Minimum threshold for PGs
Vide Notification No. S.O. 4126, dated November 15, 2019, Part III of the Code was applicable only to PGs, instead of partnership firms and individuals as provided in the Code. The minimum threshold under Section 4 of the Code to initiate CIRP against CDs was modified from ₹1 lakh to ₹1 crore. However, the threshold under Section 78 to proceed against PGs remained ₹1 thousand only.
Upon the acceptance of the application under Section 100 of the Code, a moratorium is imposed by Section 101, wherein, (i) no legal proceedings can be instituted against the personal guarantor for any debt; and (ii) the personal guarantor is prohibited from transferring or disposing of any of their assets, legal rights, or beneficial interests.

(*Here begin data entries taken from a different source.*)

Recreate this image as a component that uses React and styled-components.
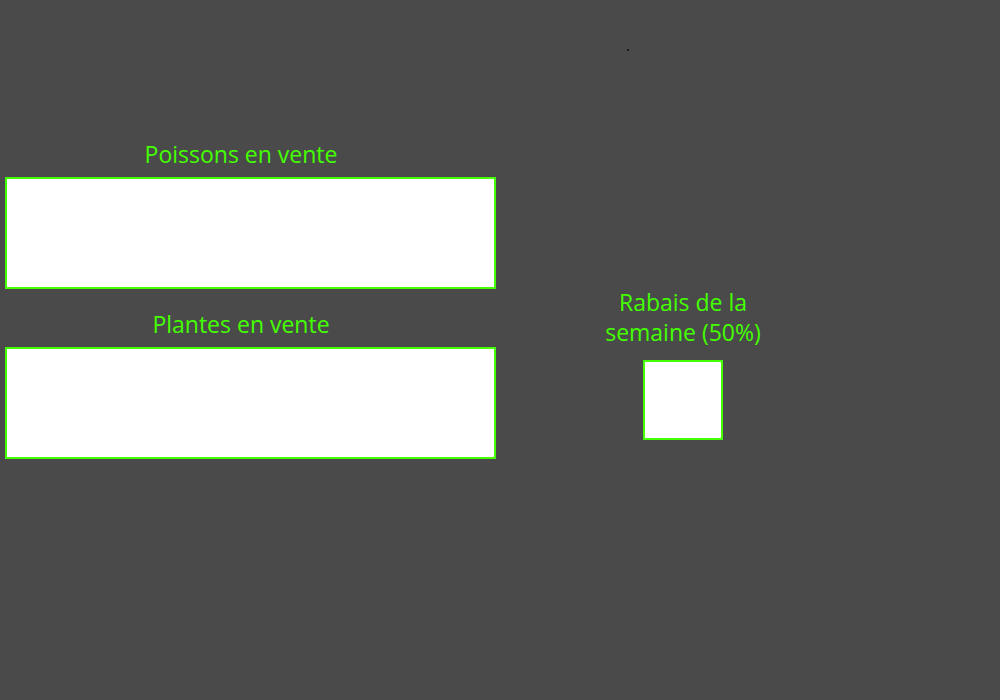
import styled, { createGlobalStyle } from "styled-components";

const Global = createGlobalStyle`
    html, body {
        margin: 0;
        padding: 0;
        background-color: #4a4a4a;
    }
    body {
        font-family: "Open Sans", "Noto Sans", sans-serif;
    }
`;

const Page = styled.div`
    width: 1000px;
    min-height: 700px;
    background-color: #4a4a4a;
`;

const Header = styled.div`
    height: 139px;
    padding: 49px 0 0 627px;
    box-sizing: border-box;
    span {
        display: block;
        width: 2px;
        height: 2px;
        background-color: #1a1a1a;
    }
`;

const Main = styled.div`
    display: flex;
    align-items: flex-start;
    gap: 97px;
    padding-left: 5px;
`;

const Left = styled.div`
    width: 491px;
    display: flex;
    flex-direction: column;
`;

const Section = styled.section`
    display: flex;
    flex-direction: column;
    margin-top: ${(props) => props.top || 0}px;
`;

const Title = styled.h2`
    margin: 0 19px 8px 0;
    font-size: 23px;
    font-weight: 400;
    line-height: 30px;
    color: #44ff00;
    text-align: center;
`;

const Box = styled.div`
    box-sizing: border-box;
    width: ${(props) => props.w}px;
    height: ${(props) => props.h}px;
    background-color: #ffffff;
    border: 2px solid #44ff00;
`;

const Right = styled.div`
    width: 180px;
    margin-top: 148px;
    display: flex;
    flex-direction: column;
    align-items: center;
    h2 {
        margin: 0 0 13px 0;
        padding: 0 6px;
    }
`;

function Sale(props) {
    return (
        <Section top={props.top}>
            <Title>{props.name}</Title>
            <Box w={491} h={112} />
        </Section>
    );
}

export default function App() {
    return (
        <Page>
            <Global />
            <Header>
                <span />
            </Header>
            <Main>
                <Left>
                    <Sale name="Poissons en vente" />
                    <Sale name="Plantes en vente" top={20} />
                </Left>
                <Right>
                    <Title>Rabais de la semaine (50%)</Title>
                    <Box w={80} h={80} />
                </Right>
            </Main>
        </Page>
    );
}
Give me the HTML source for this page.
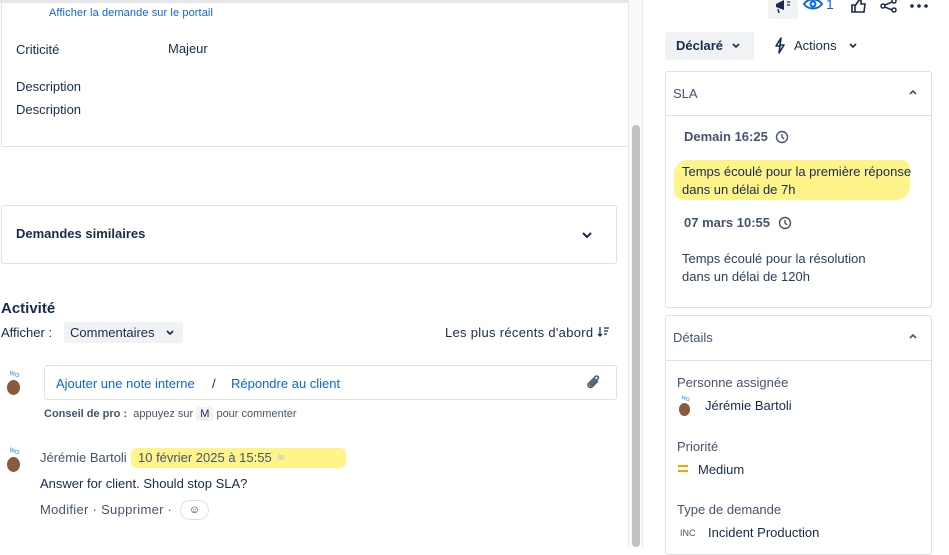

Diffusion of the right of subrogation
It is unclear whether creditors may sue a PG for the whole default amount or the balance amount after the approval of a resolution plan before it is actually paid off. The former situation will lead to an unfair double recovery for creditors, as the prohibition of the right of subrogation renders PGs toothless. The Code’s extinguishment of the right to subrogate stands out as the Achilles heel, and it emphasises the regime’s ‘pro-creditor’ approach.
Conclusion
PGs form the basis of the credit-lending regime. The provisions of the Code are undeniably tipped in favour of creditors and they must be scrutinised by the Supreme Court as they seem to infringe on constitutional requirements and the concept of audi alteram partem for PGs.
The Code aims to strengthen businesses in India but sanctions against PGs offer RPs enormous authority with little checks and balances, which may discourage individuals from giving personal guarantees, thereby causing an imbroglio.
While it is commendable that the Code has a pro-creditor approach which will elevate creditor confidence, on the flip side, it may also lead to extreme caution among promoters or individuals offering guarantees for solvent companies as well.